Though now welcome guests in the U.S. Capitol, the MEK once led chants of “death to America” and celebrated the seizure of the U.S. embassy in Tehran in 1979. Maryam Rajavi’s husband, Massoud, was then the head of the organization and an ardent critic of Iran's U.S.-backed king, Shah Mohammad Reza Pahlavi. Rajavi viewed himself as the rightful leader of Iran, and throughout the 1970s, the MEK effected a bombing campaign against the shah’s government, assassinating at least six Americans in the process.

When the shah fell, it was the Islamist Ayatollah Ruhollah Khomeini, not Rajavi, who assumed power. Khomeini’s government cracked down on its potential rival, conducting mass executions of MEK members. Rajavi’s group responded with a steady stream of terror attacks against the nascent government, ultimately killing dozens of Iranian parliamentarians as well as the country's president and prime minister.

The MEK eventually moved to a compound in Iraq called Camp Ashraf, seeing Hussein as a friend because he, like the MEK, opposed the ayatollahs. The MEK's legacy in Iraq is a key reason why the U.S. is careful about directly condemning the group today. The U.S. has treated MEK members in Iraq as "non-combatants" and "protected persons," out of concern that Shiite Iran-influenced fighters might target them. In 2012, the Obama administration, alongside the United Nations, the European Union and the Iraqi government, agreed to resettle a number of MEK members at a former U.S. base called Camp Liberty. And since September 2013, senior State Department adviser Jonathan Winer has been responsible for a humanitarian effort to resettle "Iranian persons found to be in need of international protection out of Iraq."

With Iranian influence in Iraq now at new heights, though, the MEK is at greater risk than ever before -- and the need for members to travel outside Iraq for their own safety is especially real, which makes it difficult for the U.S. to continue to speak of them as terrorists or liars.

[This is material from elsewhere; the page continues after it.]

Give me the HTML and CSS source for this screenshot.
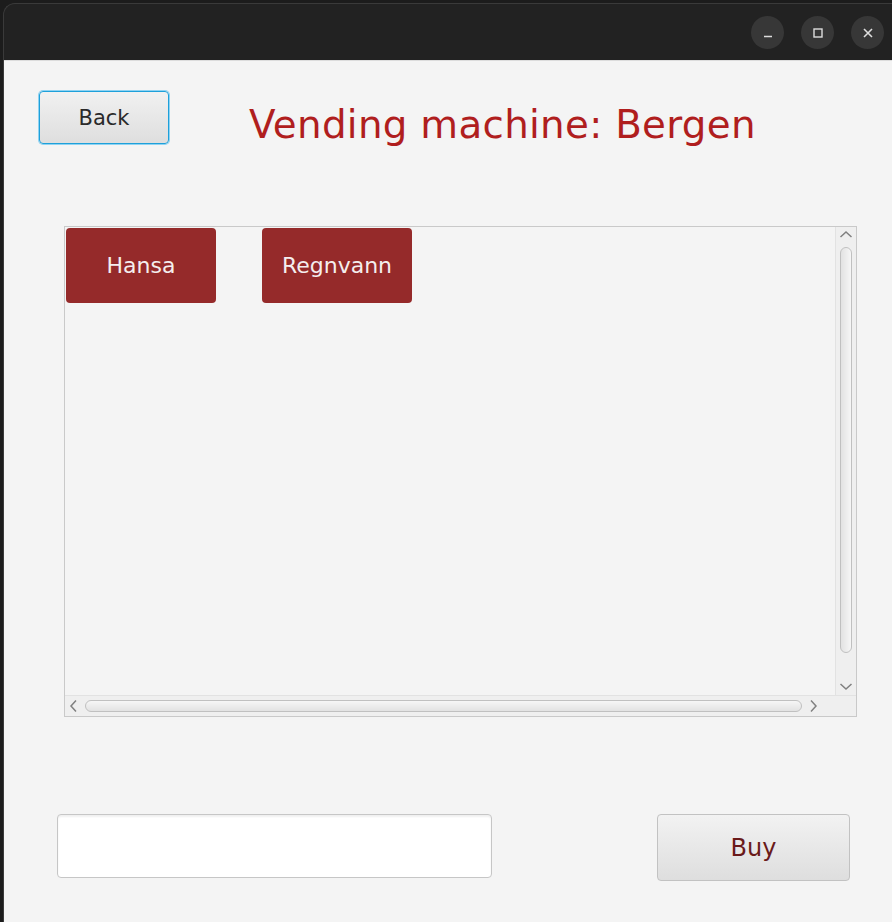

The risks faced by MEK members based in Iraq have formed the core of the group's powerful, yearslong lobbying campaign on Capitol Hill, according to investigations by The Huffington Post and The Intercept. The campaign has won the dissidents access to lawmakers from around the country, and is thought to have played a key role in the MEK's removal from the terror list. Poe, the chair of the panel that heard Rajavi speak on Wednesday, has received more than $17,000 from MEK supporters since 2009, according to an analysis by LobeLog's Eli Clifton.

maryam rajavi

Asked Wednesday if he was concerned about Rajavi’s extreme views -- specifically, her overt desire for regime change in Iran -- Sherman responded: “OK, let’s establish a policy in Congress that we don’t have any witnesses with axes to grind and point of view or political agendas. If we establish that policy, I get to sleep till noon every morning. Because there are no witnesses at any hearing that aren’t trying to influence public policy for their own purposes.”